The Biden campaign’s relative nonchalance toward the political fallout from the latest round of protests comes as polling data consistently shows him lagging with young voters and failing to meet comparable levels of support from 2020, though still beating former President Donald Trump in polling. And it has unnerved some Democrats, who believe the backlash over the war in Gaza could potentially deny the president a second term.

But other operatives say data supports the notion that other issues, mainly the economy, are having more influence on young voters’ frustration with the president than the war in Gaza. In a recently released Harvard Youth Poll , 27 percent of respondents said economic issues concerned them the most, while 8 percent said the same of foreign policy/national security issues. Drilled down even further, just 2 percent of respondents said the “Israel/Palestine” conflict concerned them the most.

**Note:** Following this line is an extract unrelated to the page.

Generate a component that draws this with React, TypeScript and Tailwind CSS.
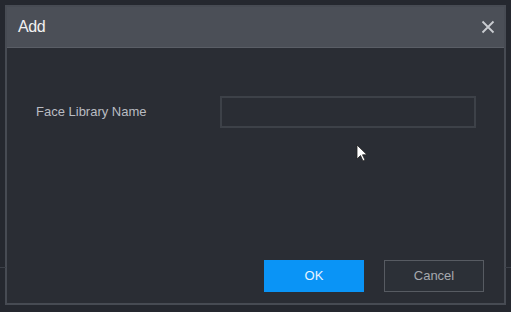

“As of two weeks ago, I have not seen evidence that this is on its way to being a cultural phenomenon,” said John Della Volpe, the director of polling at the Harvard Kennedy School Institute of Politics who specializes on Gen Z surveys . “One of the more enlightening findings [and] it was somewhat surprising from the poll last week was that despite what we're seeing … this isn't an issue that most young people are prioritizing right now.”

Biden has, for months, tried to calibrate his response to the domestic unrest over his handling of the Israel-Hamas war amid widespread public outrage over civilian deaths in Gaza.

The White House has engaged stakeholders, been more public in its disagreements with the Israeli government and expressed more empathy to those protesting the war. A self-described Zionist and longtime defender of Israel, Biden has gradually grown more critical of Israeli Prime Minister Benjamin Netanyahu.

But a rhetorical sweet spot remains elusive. Over the weekend, the president put out a statement in which he condemned the campus protests for fostering antisemitism. That followed a far harsher statement from a White House aide calling out the protestors for harassing Jewish students. Both statements led anti-Israel protesters and anti-war activists to accuse the White House of being too quick to reprimand just one side of the debate.

One Columbia student who has been involved in the protests told POLITICO that she and her friends have less faith in Biden “every single day.”

“I was excited to vote for Biden. I was excited to vote out a fascist from government. And in hindsight, I guess I see that, I was just putting someone who's a little bit less evil, but evil nonetheless,” said the student, who was granted anonymity because of fear of retribution.

By Monday, Biden appeared to equivocate, noting that while he condemned the protesters, he also condemned those who didn’t appreciate the plight of Palestinians.

White House aides say that there has been no shift. One official stressed that Biden sees antisemitism on college campuses and the plight of the Palestinians as two distinct issues. When the president first saw videos and stories circulating about the campus protests, including the harassment of Jewish students, he wanted a statement crafted to address just that. By Monday, he wanted to make clear that Gaza and the broader situation for Palestinians remained top of mind.



His comments also laid bare the months of political scar tissue that Biden has built up since the start of the Israel-Hamas war. The president is now heckled by protesters at nearly every public appearance, often chanting “genocide Joe.” And inside the White House, aides are acutely aware that the dissatisfaction among a portion of the party base is a liability, even if they downplay its electoral impact.

“Anything that brings chaos to the Democratic brand is detrimental to the Biden campaign,” said Dan Sena, a consultant who led the Democratic Congressional Campaign Committee in 2018. “I’m most concerned about young people and how they view inflation, but the protests also present a challenge,” Sena added.

So far, there have been few tests of the extent of discontent over Gaza. Aside from the “uncommitted” movement, which urged Democrats to vote against Biden in primaries to register their frustration for his support of Israel.

The larger impact of the protests, Democrats argue, is in shaping the broader conversation around Biden’s presidency and his standing heading into the election, especially on social media platforms like TikTok.

Breaking through dissatisfaction over Gaza has proved difficult, in part because many of the young people taking part in demonstrations consume news from nontraditional sources.

“Young people are seeing constant images on social media of war in Gaza, of starving children and news reports of the Biden administration sending more unfettered aid to Israel,” said a top Democratic congressional aide who was granted anonymity to speak candidly about a sensitive issue. “So, even if Gaza is not their top polling issue, by them seeing a nonstop media diet of negative news about Biden is a problem for us.”

The Biden campaign, while downplaying the effects of the Gaza conflict on youth voters, has still taken steps to try and shore up that cohort. In March, it launched an organizing program called Students for Biden-Harris that is designed to reach young people on campus and online.

“And the third bucket is that we are really focusing on how to reach young voters, not only those who are on campus but those who are off campus,” said the campaign official working on youth engagement, “knowing that the youth vote and the student vote are not synonymous.”

The campaign and the White House have also leaned on young electeds like Reps. Maxwell Alejandro Frost and Alexandria Ocasio-Cortez. Frost will be out on the campaign trail for the president, while Ocasio-Cortez traveled with Biden during his Earth Day events, where he issued his first public statement on the campus protests.

"I truly do not believe this is a lesser of two evils type of situation, I think about what conditions I want to be organizing under the next four years,” Ocasio-Cortez said to journalist Mehdi Hasan last week. “You can look at both of these individuals oppositionally as well. Even in places of stark disagreement, I'd rather be organizing under Biden as an opponent on an issue than Trump."